Disambiguation with typename

The typename keyword must prefix a dependent name when that name satisfies the following three rules:

  • It appears inside a template
  • It’s qualified
  • It isn’t used in a base class specification or a member initialization list.

The following example uses typename in several places, some of which are mandatory, whereas others are erroneous:

template <class T> class D: typename C<T>::Base { //#1 error
 D(): typename C<T>::Base(typename C<T>::Base(0)) {}//#2 error, #3 correct
 typename C<T> f() { //#4 error
 typename C<T>::A* p; //#5 correct
 A<T>::B * n;
 }
};
class Q{
 typename C<long>::A * p; // #6 error
}
template <class T, class U> class R{
 typename C<long>::A * p; // #7 optional
}

There are six occurrences of typename in the example, most of which are erroneous. Let’s look at each one of them carefully.

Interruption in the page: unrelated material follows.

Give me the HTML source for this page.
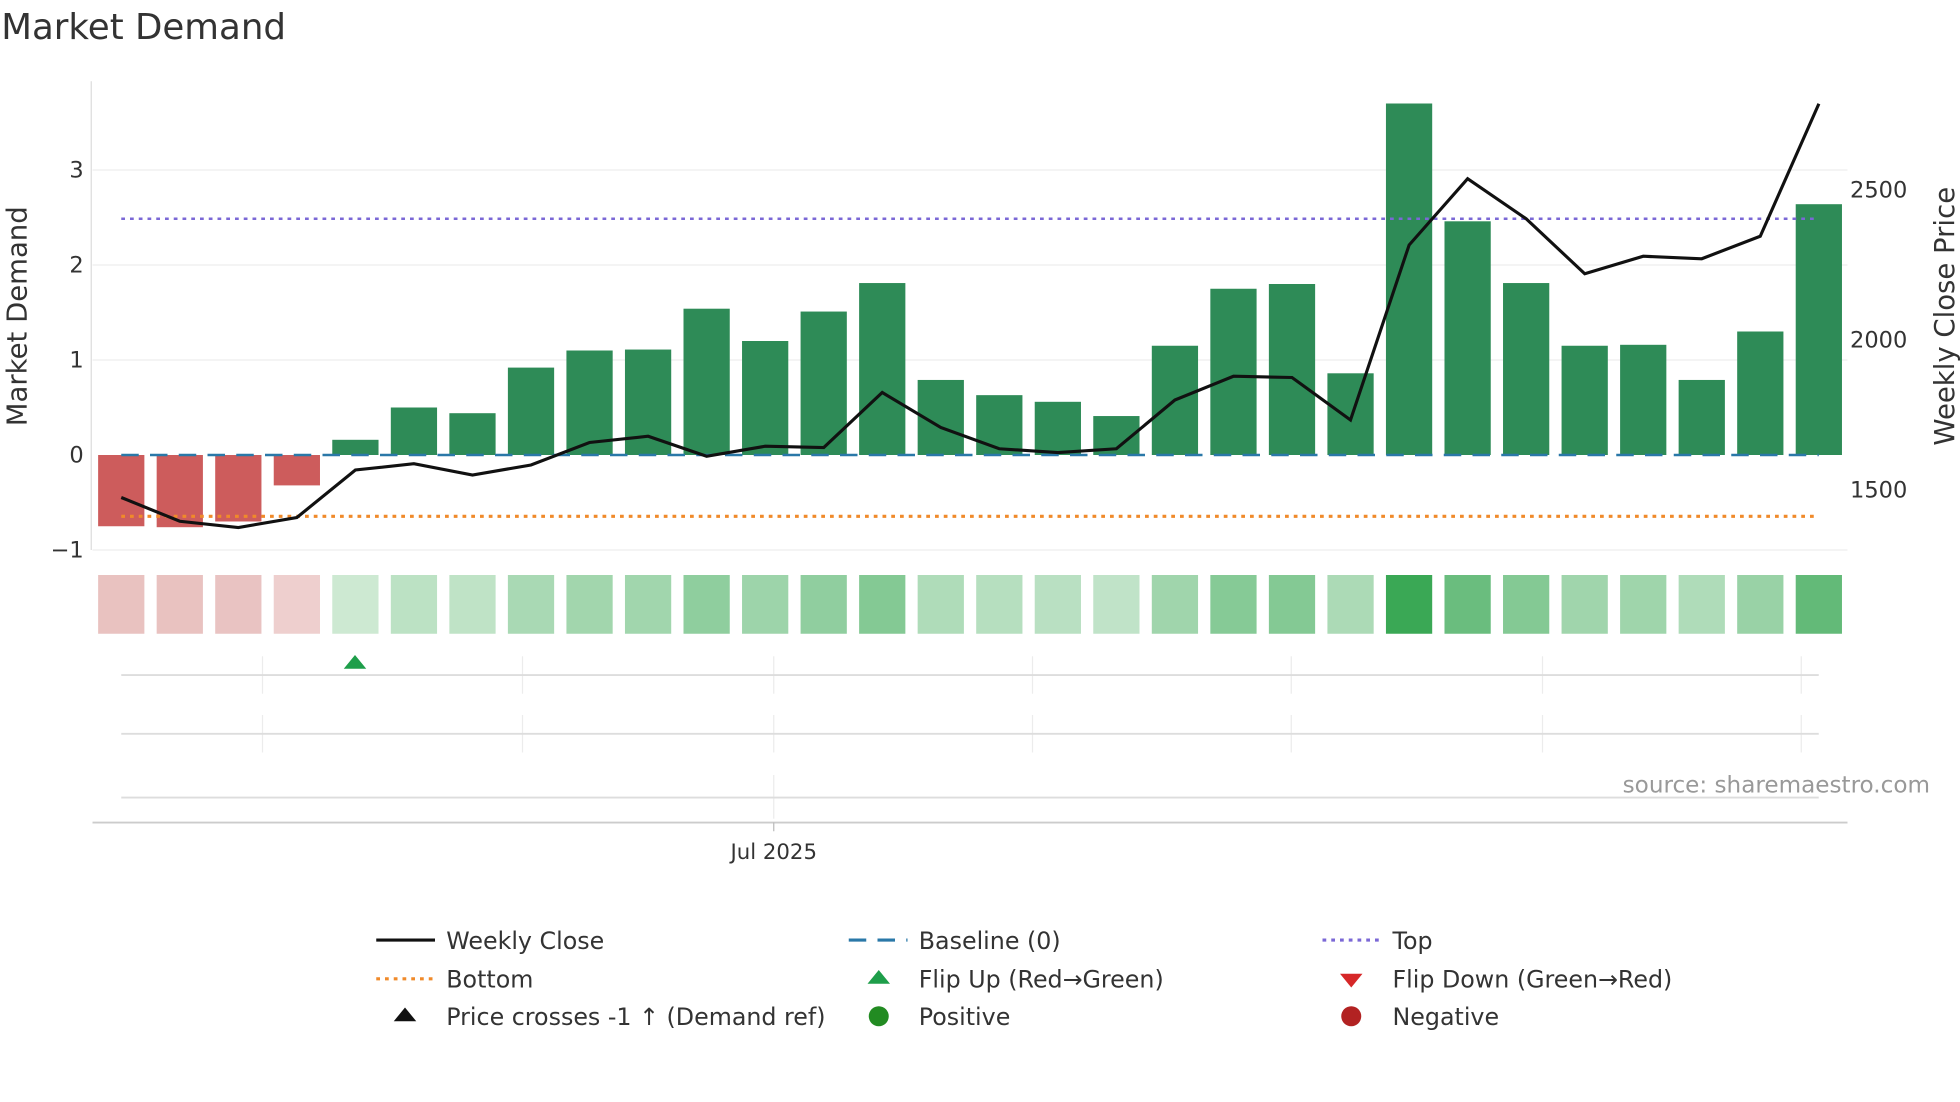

typename # 1: error. This is a violation of the third rule which says that base classes should not be prefixed by typename. Remember that a list of base classes can only include class types anyway, so disambiguation isn’t needed here.

typename #2: error. The use of typename to indicate a member initializer violates the third rule.

typename #3: correct. Here, typename is used for disambiguating the type of a parameter. Without typename, the expression C<T>::Base(0) would be treated as a call to a function called Base. With the typename prefix, C<T>::Base(0) creates a temporary object of type C<T>::Base initialized with the argument 0.

typename #4: error. This is a violation of the second rule, which requires that the name be qualified.

typename #5: correct. This is a pointer declaration, not multiplication.

typename #6: error. Here typename is used not inside a template and therefore it’s a violation of the first rule.

typename #7: Optional. Although it satisfies all the three rules above, the name C<long>::A isn’t dependent on any of R’s template parameters.

Disambiguation using template

A dependent qualified name may denote a template, or more specifically, a member template. These cases are rare, but they warrant your attention because of the unusual syntax that’s needed for disambiguation.

The following example shows when template is needed for disambiguation:

template <class T, class Alloc=std::allocator<T>>

class List
{
 struct Node {
 //...
};
 typedef A::rebind<Node>::other Node_allocator; //compilation error
};

There two problems for the compiler here. The qualified name rebind is assumed to be a nontype rather than a template. Since rebind is considered as an object, the < symbol is treated as the less-than sign, not as a template parameter indicator. This isn’t all, though. Even if the compiler were informed that rebind is a template name, another parsing error would occur when the name other is parsed because the compiler assumes here too that other is a nontype. To disambiguate this expression, both typename and template are needed:

 typedef typename A::template rebind<Node>::other Node_allocator; //OK

This declaration is parsed correctly now. The prefix template instructs the compiler that rebind is a template. Consequently, the compiler now understands that the angle brackets denote a template parameter. The use of typename instructs the compiler that the name other is a type.

The template keyword may also be used after the -> and . operators. Generally speaking, template is used when a dependent name appears before a qualifying operator (::, ->, .), and a template-id appears after the qualifying operator. Recall that a template-id is a template name followed by template arguments in angle brackets. Look at another example:

m. template D<T>::func();

Even without looking at the definition of D, you can tell that D<T> is a member template of m, that m is a dependent name, and that func is a nontype declared inside the template D.

In conclusion

Compilers are required to fully parse template definitions immediately. To enable that, the compiler must know whether a name used in a template is dependent on the template parameter(s) or not. If the name doesn’t depend on a template parameter, it is said to be nondependent and it is resolved at the point of definition. If the name is dependent and qualified, the compiler assumes that that name denotes a nontype. To override this default behavior, the programmer must use typename and template to indicate a type or a template, respectively.